▶ [YOUR GOAL]
Without the pictures, can you quote each line below exactly?

▶ [INFORMATION SHOWN]
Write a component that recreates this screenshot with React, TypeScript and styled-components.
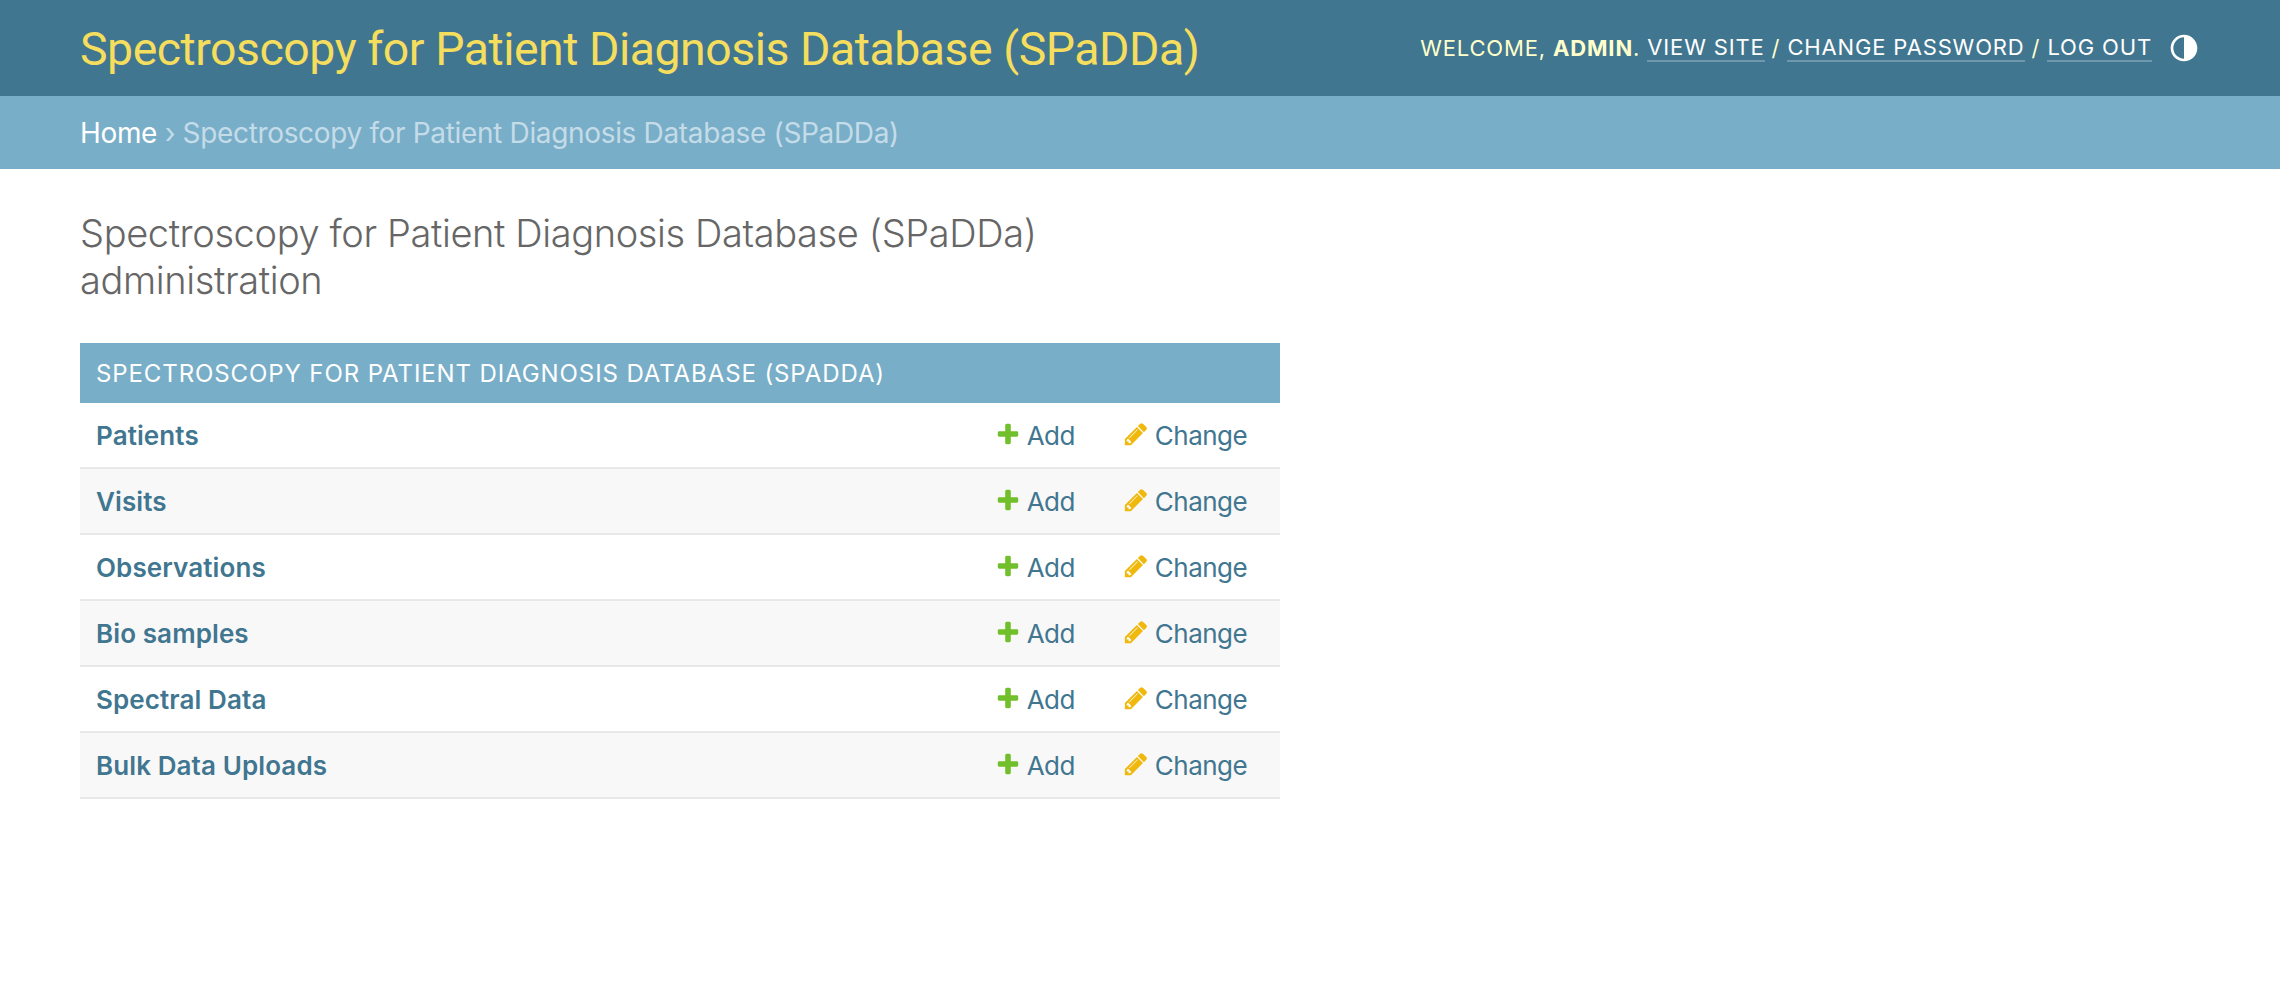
import React from "react";
import styled, { createGlobalStyle } from "styled-components";

const GlobalStyle = createGlobalStyle`
  html, body {
    margin: 0;
    padding: 0;
    background: #fff;
    font-family: Inter, "Liberation Sans", sans-serif;
    -webkit-font-smoothing: antialiased;
  }
`;

const Header = styled.header`
  height: 96px;
  box-sizing: border-box;
  padding: 0 80px;
  display: flex;
  align-items: center;
  justify-content: space-between;
  background: #417690;
`;

const Branding = styled.h1`
  margin: 2px 0 0;
  font-family: Roboto, "Liberation Sans", sans-serif;
  font-size: 46.4px;
  font-weight: 400;
  letter-spacing: -0.47px;
  color: #f5dd5d;
`;

const UserTools = styled.div`
  display: flex;
  align-items: center;
  font-size: 22px;
  letter-spacing: 0.85px;
  text-transform: uppercase;
  color: #ffc;
  white-space: pre;
`;

const UserName = styled.strong`
  font-weight: 700;
`;

const ToolLink = styled.a`
  color: #fff;
  border-bottom: 2px solid rgba(255, 255, 255, 0.25);
`;

const ThemeToggle = styled.button`
  width: 32px;
  height: 32px;
  margin-left: 16px;
  padding: 0;
  border: 0;
  background: none;
  color: #fff;
  display: flex;
  svg {
    width: 32px;
    height: 32px;
    fill: currentColor;
  }
`;

const Breadcrumbs = styled.nav`
  height: 73px;
  box-sizing: border-box;
  padding: 0 80px;
  display: flex;
  align-items: center;
  background: #79aec8;
  color: #c4dce8;
  font-size: 28px;
  letter-spacing: -0.34px;
  white-space: pre;
`;

const Crumb = styled.a`
  color: #fff;
`;

const Main = styled.main`
  padding: 40px 80px;
  width: 1200px;
`;

const PageTitle = styled.h2`
  margin: 0 0 38px;
  padding: 1px 0;
  font-size: 38px;
  line-height: 47px;
  font-weight: 300;
  letter-spacing: -0.38px;
  color: #666;
`;

const Caption = styled.div`
  height: 60px;
  box-sizing: border-box;
  padding: 1px 16px 0;
  display: flex;
  align-items: center;
  background: #79aec8;
  color: #fff;
  font-size: 24px;
  letter-spacing: 0.9px;
  text-transform: uppercase;
`;

const Row = styled.div<{ $alt: boolean }>`
  height: 66px;
  box-sizing: border-box;
  padding: 0 33px 0 16px;
  display: flex;
  align-items: center;
  border-bottom: 2px solid #e8e8e8;
  background: ${(props) => (props.$alt ? "#f8f8f8" : "#fff")};
  font-size: 26px;
`;

const ModelName = styled.a`
  flex: 1;
  font-weight: 600;
  letter-spacing: 0.1px;
  color: #417690;
`;

const ActionLink = styled.a`
  display: flex;
  align-items: center;
  gap: 6px;
  letter-spacing: -0.55px;
  color: #417690;
  & + & {
    margin-left: 48px;
  }
  svg {
    width: 26px;
    height: 26px;
    margin-top: -3px;
  }
`;

const PlusIcon = () => (
  <svg viewBox="0 0 1792 1792">
    <path
      fill="#70bf2b"
      d="M1600 796v192q0 40-28 68t-68 28h-416v416q0 40-28 68t-68 28h-192q-40 0-68-28t-28-68v-416h-416q-40 0-68-28t-28-68v-192q0-40 28-68t68-28h416v-416q0-40 28-68t68-28h192q40 0 68 28t28 68v416h416q40 0 68 28t28 68z"
    />
  </svg>
);

const PencilIcon = () => (
  <svg viewBox="0 0 1792 1792">
    <path
      fill="#efb80b"
      d="M491 1536l91-91-235-235-91 91v107h128v128h107zm523-928q0-22-22-22-10 0-17 7l-542 542q-7 7-7 17 0 22 22 22 10 0 17-7l542-542q7-7 7-17zm-54-192l416 416-832 832h-416v-416zm683 96q0 53-37 90l-166 166-416-416 166-165q36-38 90-38 53 0 91 38l235 234q37 39 37 91z"
    />
  </svg>
);

const models = [
  "Patients",
  "Visits",
  "Observations",
  "Bio samples",
  "Spectral Data",
  "Bulk Data Uploads",
];

const title = "Spectroscopy for Patient Diagnosis Database (SPaDDa)";

export default function App() {
  return (
    <>
      <GlobalStyle />
      <Header>
        <Branding>{title}</Branding>
        <UserTools>
          Welcome, <UserName>admin</UserName>. <ToolLink>View site</ToolLink> /{" "}
          <ToolLink>Change password</ToolLink> / <ToolLink>Log out</ToolLink>
          <ThemeToggle>
            <svg viewBox="0 0 24 24">
              <path d="M12 22C6.477 22 2 17.523 2 12S6.477 2 12 2s10 4.477 10 10-4.477 10-10 10zm0-2V4a8 8 0 1 0 0 16z" />
            </svg>
          </ThemeToggle>
        </UserTools>
      </Header>
      <Breadcrumbs>
        <Crumb>Home</Crumb> › {title}
      </Breadcrumbs>
      <Main>
        <PageTitle>{title} administration</PageTitle>
        <Caption>{title}</Caption>
        {models.map((name, i) => (
          <Row key={name} $alt={i % 2 === 1}>
            <ModelName>{name}</ModelName>
            <ActionLink>
              <PlusIcon />
              Add
            </ActionLink>
            <ActionLink>
              <PencilIcon />
              Change
            </ActionLink>
          </Row>
        ))}
      </Main>
    </>
  );
}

▶ [FULL OUTPUT]
Write a component that recreates this screenshot with React, TypeScript and styled-components.
import React from "react";
import styled, { createGlobalStyle } from "styled-components";

const GlobalStyle = createGlobalStyle`
  html, body {
    margin: 0;
    padding: 0;
    background: #fff;
    font-family: Inter, "Liberation Sans", sans-serif;
    -webkit-font-smoothing: antialiased;
  }
`;

const Header = styled.header`
  height: 96px;
  box-sizing: border-box;
  padding: 0 80px;
  display: flex;
  align-items: center;
  justify-content: space-between;
  background: #417690;
`;

const Branding = styled.h1`
  margin: 2px 0 0;
  font-family: Roboto, "Liberation Sans", sans-serif;
  font-size: 46.4px;
  font-weight: 400;
  letter-spacing: -0.47px;
  color: #f5dd5d;
`;

const UserTools = styled.div`
  display: flex;
  align-items: center;
  font-size: 22px;
  letter-spacing: 0.85px;
  text-transform: uppercase;
  color: #ffc;
  white-space: pre;
`;

const UserName = styled.strong`
  font-weight: 700;
`;

const ToolLink = styled.a`
  color: #fff;
  border-bottom: 2px solid rgba(255, 255, 255, 0.25);
`;

const ThemeToggle = styled.button`
  width: 32px;
  height: 32px;
  margin-left: 16px;
  padding: 0;
  border: 0;
  background: none;
  color: #fff;
  display: flex;
  svg {
    width: 32px;
    height: 32px;
    fill: currentColor;
  }
`;

const Breadcrumbs = styled.nav`
  height: 73px;
  box-sizing: border-box;
  padding: 0 80px;
  display: flex;
  align-items: center;
  background: #79aec8;
  color: #c4dce8;
  font-size: 28px;
  letter-spacing: -0.34px;
  white-space: pre;
`;

const Crumb = styled.a`
  color: #fff;
`;

const Main = styled.main`
  padding: 40px 80px;
  width: 1200px;
`;

const PageTitle = styled.h2`
  margin: 0 0 38px;
  padding: 1px 0;
  font-size: 38px;
  line-height: 47px;
  font-weight: 300;
  letter-spacing: -0.38px;
  color: #666;
`;

const Caption = styled.div`
  height: 60px;
  box-sizing: border-box;
  padding: 1px 16px 0;
  display: flex;
  align-items: center;
  background: #79aec8;
  color: #fff;
  font-size: 24px;
  letter-spacing: 0.9px;
  text-transform: uppercase;
`;

const Row = styled.div<{ $alt: boolean }>`
  height: 66px;
  box-sizing: border-box;
  padding: 0 33px 0 16px;
  display: flex;
  align-items: center;
  border-bottom: 2px solid #e8e8e8;
  background: ${(props) => (props.$alt ? "#f8f8f8" : "#fff")};
  font-size: 26px;
`;

const ModelName = styled.a`
  flex: 1;
  font-weight: 600;
  letter-spacing: 0.1px;
  color: #417690;
`;

const ActionLink = styled.a`
  display: flex;
  align-items: center;
  gap: 6px;
  letter-spacing: -0.55px;
  color: #417690;
  & + & {
    margin-left: 48px;
  }
  svg {
    width: 26px;
    height: 26px;
    margin-top: -3px;
  }
`;

const PlusIcon = () => (
  <svg viewBox="0 0 1792 1792">
    <path
      fill="#70bf2b"
      d="M1600 796v192q0 40-28 68t-68 28h-416v416q0 40-28 68t-68 28h-192q-40 0-68-28t-28-68v-416h-416q-40 0-68-28t-28-68v-192q0-40 28-68t68-28h416v-416q0-40 28-68t68-28h192q40 0 68 28t28 68v416h416q40 0 68 28t28 68z"
    />
  </svg>
);

const PencilIcon = () => (
  <svg viewBox="0 0 1792 1792">
    <path
      fill="#efb80b"
      d="M491 1536l91-91-235-235-91 91v107h128v128h107zm523-928q0-22-22-22-10 0-17 7l-542 542q-7 7-7 17 0 22 22 22 10 0 17-7l542-542q7-7 7-17zm-54-192l416 416-832 832h-416v-416zm683 96q0 53-37 90l-166 166-416-416 166-165q36-38 90-38 53 0 91 38l235 234q37 39 37 91z"
    />
  </svg>
);

const models = [
  "Patients",
  "Visits",
  "Observations",
  "Bio samples",
  "Spectral Data",
  "Bulk Data Uploads",
];

const title = "Spectroscopy for Patient Diagnosis Database (SPaDDa)";

export default function App() {
  return (
    <>
      <GlobalStyle />
      <Header>
        <Branding>{title}</Branding>
        <UserTools>
          Welcome, <UserName>admin</UserName>. <ToolLink>View site</ToolLink> /{" "}
          <ToolLink>Change password</ToolLink> / <ToolLink>Log out</ToolLink>
          <ThemeToggle>
            <svg viewBox="0 0 24 24">
              <path d="M12 22C6.477 22 2 17.523 2 12S6.477 2 12 2s10 4.477 10 10-4.477 10-10 10zm0-2V4a8 8 0 1 0 0 16z" />
            </svg>
          </ThemeToggle>
        </UserTools>
      </Header>
      <Breadcrumbs>
        <Crumb>Home</Crumb> › {title}
      </Breadcrumbs>
      <Main>
        <PageTitle>{title} administration</PageTitle>
        <Caption>{title}</Caption>
        {models.map((name, i) => (
          <Row key={name} $alt={i % 2 === 1}>
            <ModelName>{name}</ModelName>
            <ActionLink>
              <PlusIcon />
              Add
            </ActionLink>
            <ActionLink>
              <PencilIcon />
              Change
            </ActionLink>
          </Row>
        ))}
      </Main>
    </>
  );
}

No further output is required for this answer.